I think that paragraph (b) is ill advised and would be better left out.

The Housing Act 1996, amended by the Anti-social Behaviour Act 2003, provided for “relevant landlords”. That expression is much the same as, but not identical to, the definition of “housing provider” in the Bill. It provided that the courts, on the application of a “relevant landlord”, could grant an anti-social behaviour injunction if the person in question, the respondent, had engaged, or threatened to engage, in housing-related conduct capable of causing a nuisance or annoyance. There we have the expression “nuisance or annoyance” in the amended 1996 Act. Housing-related conduct is defined as meaning conduct directly or indirectly relating to or affecting the housing management functions of the relevant landlord.
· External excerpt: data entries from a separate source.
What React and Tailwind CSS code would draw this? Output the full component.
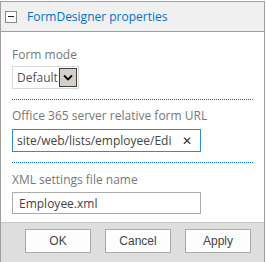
import { useState } from "react";

const font = { fontFamily: '"Open Sans", "Liberation Sans", sans-serif' };

const Dots = () => (
  <div className="w-[241px] h-px bg-[linear-gradient(to_right,#0072c6_1px,transparent_1px)] bg-[length:2px_1px]" />
);

export default function App() {
  const [mode, setMode] = useState("Default");
  const [url, setUrl] = useState("site/web/lists/employee/Edi");
  const [xml, setXml] = useState("Employee.xml");

  return (
    <div
      className="mt-px w-[265px] h-[261px] bg-white border-x border-t border-[#a0a0a0] flex flex-col"
      style={font}
    >
      {/* header */}
      <div className="h-[30px] bg-[#f0f0f0] border-b border-[#a0a0a0] flex items-center pl-[4px]">
        <div className="w-[12px] h-[12px] border border-[#8a8a8a] bg-white flex items-center justify-center">
          <div className="w-[6px] h-px bg-[#222]" />
        </div>
        <span className="ml-[10px] text-[12px] text-[#0072c6] leading-none">
          FormDesigner properties
        </span>
      </div>

      {/* body */}
      <div className="flex-1 pl-[11px] flex flex-col">
        <div className="mt-[14px] text-[12px] leading-[17px] text-[#777]">Form mode</div>
        <div className="mt-[3px] w-[67px] h-[23px] border border-[#d8d8d8] flex items-center">
          <span className="pl-[4px] text-[12px] text-[#555] flex-1">{mode}</span>
          <button
            className="w-[18px] h-[19px] mr-px bg-[#d4d0c8] border border-[#404040] flex items-center justify-center"
            onClick={() => setMode(mode)}
          >
            <svg width="10" height="7" viewBox="0 0 10 7">
              <path d="M1 1.5 L5 5.5 L9 1.5" fill="none" stroke="#000" strokeWidth="1.8" />
            </svg>
          </button>
        </div>

        <div className="mt-[10px]">
          <Dots />
        </div>

        <div className="mt-[7px] text-[12px] leading-[17px] text-[#777]">
          Office 365 server relative form URL
        </div>
        <div className="mt-[5px] w-[189px] h-[23px] border border-[#2a8dd4] flex items-center">
          <input
            className="pl-[4px] w-[168px] text-[12px] text-[#444] outline-none bg-transparent"
            value={url}
            onChange={(e) => setUrl(e.target.value)}
          />
          <span className="ml-[1px] text-[12px] text-[#333] leading-none">✕</span>
        </div>

        <div className="mt-[10px]">
          <Dots />
        </div>

        <div className="mt-[8px] text-[12px] leading-[17px] text-[#777]">
          XML settings file name
        </div>
        <input
          className="mt-[4px] w-[189px] h-[22px] border border-[#ababab] pl-[6px] text-[12px] text-[#444] outline-none"
          value={xml}
          onChange={(e) => setXml(e.target.value)}
        />
      </div>

      {/* footer */}
      <div className="h-[40px] bg-[#dedede] border-t border-[#c8c8c8] flex items-start pt-[6px] pl-[24px] gap-[14px]">
        {["OK", "Cancel", "Apply"].map((label) => (
          <button
            key={label}
            className="w-[66px] h-[24px] bg-[#fdfdfd] border border-[#ababab] text-[12px] text-[#444]"
            style={{ fontFamily: '"Liberation Sans", "Open Sans", sans-serif' }}
          >
            {label}
          </button>
        ))}
      </div>
    </div>
  );
}
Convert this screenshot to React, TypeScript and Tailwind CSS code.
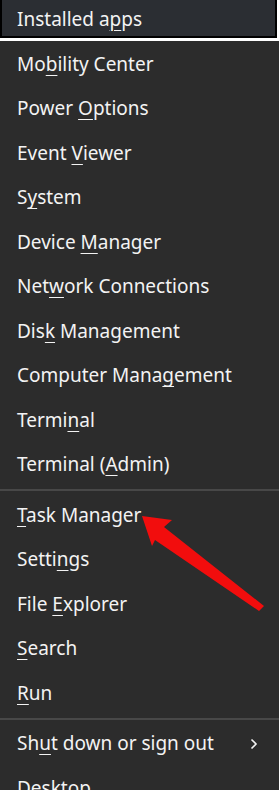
const items: { label: string; key: number; sepBefore?: boolean; submenu?: boolean }[] = [
  { label: "Mobility Center", key: 2 },
  { label: "Power Options", key: 6 },
  { label: "Event Viewer", key: 6 },
  { label: "System", key: 1 },
  { label: "Device Manager", key: 7 },
  { label: "Network Connections", key: 3 },
  { label: "Disk Management", key: 3 },
  { label: "Computer Management", key: 13 },
  { label: "Terminal", key: 5 },
  { label: "Terminal (Admin)", key: 10 },
  { label: "Task Manager", key: 0, sepBefore: true },
  { label: "Settings", key: 5 },
  { label: "File Explorer", key: 5 },
  { label: "Search", key: 0 },
  { label: "Run", key: 0 },
  { label: "Shut down or sign out", key: 2, sepBefore: true, submenu: true },
  { label: "Desktop", key: -1 },
]

function Label({ text, k }: { text: string; k: number }) {
  if (k < 0) return <span>{text}</span>
  return (
    <span>
      {text.slice(0, k)}
      <span className="underline decoration-1 underline-offset-[4px]">{text[k]}</span>
      {text.slice(k + 1)}
    </span>
  )
}

export default function App() {
  return (
    <div
      className="relative w-[279px] h-[790px] overflow-hidden bg-[#2c2c2c] text-[#f3f3f3] text-[19px] leading-none"
      style={{ fontFamily: '"Noto Sans", "Open Sans", sans-serif' }}
    >
      {/* focused first item */}
      <div className="border-b-[3px] border-r-2 border-white">
        <div className="h-[38px] border-b-2 border-l-2 border-r-2 border-black bg-[#2b2e33] flex items-center pl-[15px] pt-[2px]">
          <Label text="Installed apps" k={11} />
        </div>
      </div>

      <div className="flex flex-col pt-[1px]">
        {items.map((it, i) => (
          <div key={i}>
            {it.sepBefore && <div className="h-[2px] bg-[#484848] my-[2px]" />}
            <div className="h-[44.5px] flex items-center justify-between pl-[17px] pr-[21px]">
              <Label text={it.label} k={it.key} />
              {it.submenu && (
                <svg width="8" height="12" viewBox="0 0 8 12" fill="none">
                  <path d="M1.5 1.5 L6 6 L1.5 10.5" stroke="#f3f3f3" strokeWidth="1.6" />
                </svg>
              )}
            </div>
          </div>
        ))}
      </div>

      {/* red arrow annotation */}
      <svg className="absolute left-0 top-0 pointer-events-none" width="279" height="790" viewBox="0 0 279 790">
        <polygon
          points="142,516 172,520 164,527 264,606 259,611 155,540 152,546"
          fill="#f20d0d"
          strokeLinejoin="round"
        />
      </svg>
    </div>
  )
}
There is no repeal provision in the Bill, so these provisions relating to the actions that relevant landlords, as defined, can bring will remain as part of our law, notwithstanding the Bill becoming an Act. Moreover, it is common in tenancy agreements for there to be a covenant by the tenant not to engage in any conduct that might constitute nuisance or annoyance to the surrounding dwellers in flats or houses. That too will remain. There is no repeal provision so far as that is concerned either. The new right being given by this Bill to persons who suffer from the behaviour, whether it is nuisance or annoyance or, as the amendment of the noble Lord, Lord Dear, would have it,

“conduct that has caused, or is likely to cause, harassment, alarm or distress to any person”,

is new. For my part, I do not see why the actions in that regard should not apply as much to housing providers as to anybody else. If housing providers are relevant landlords they can bring the actions referred to in the 1996 Act as amended. If they are not, why should they not be in the same position as anybody else? That is the point I make. This amendment would be improved and would be more consistent with the current law if paragraph (b) was removed.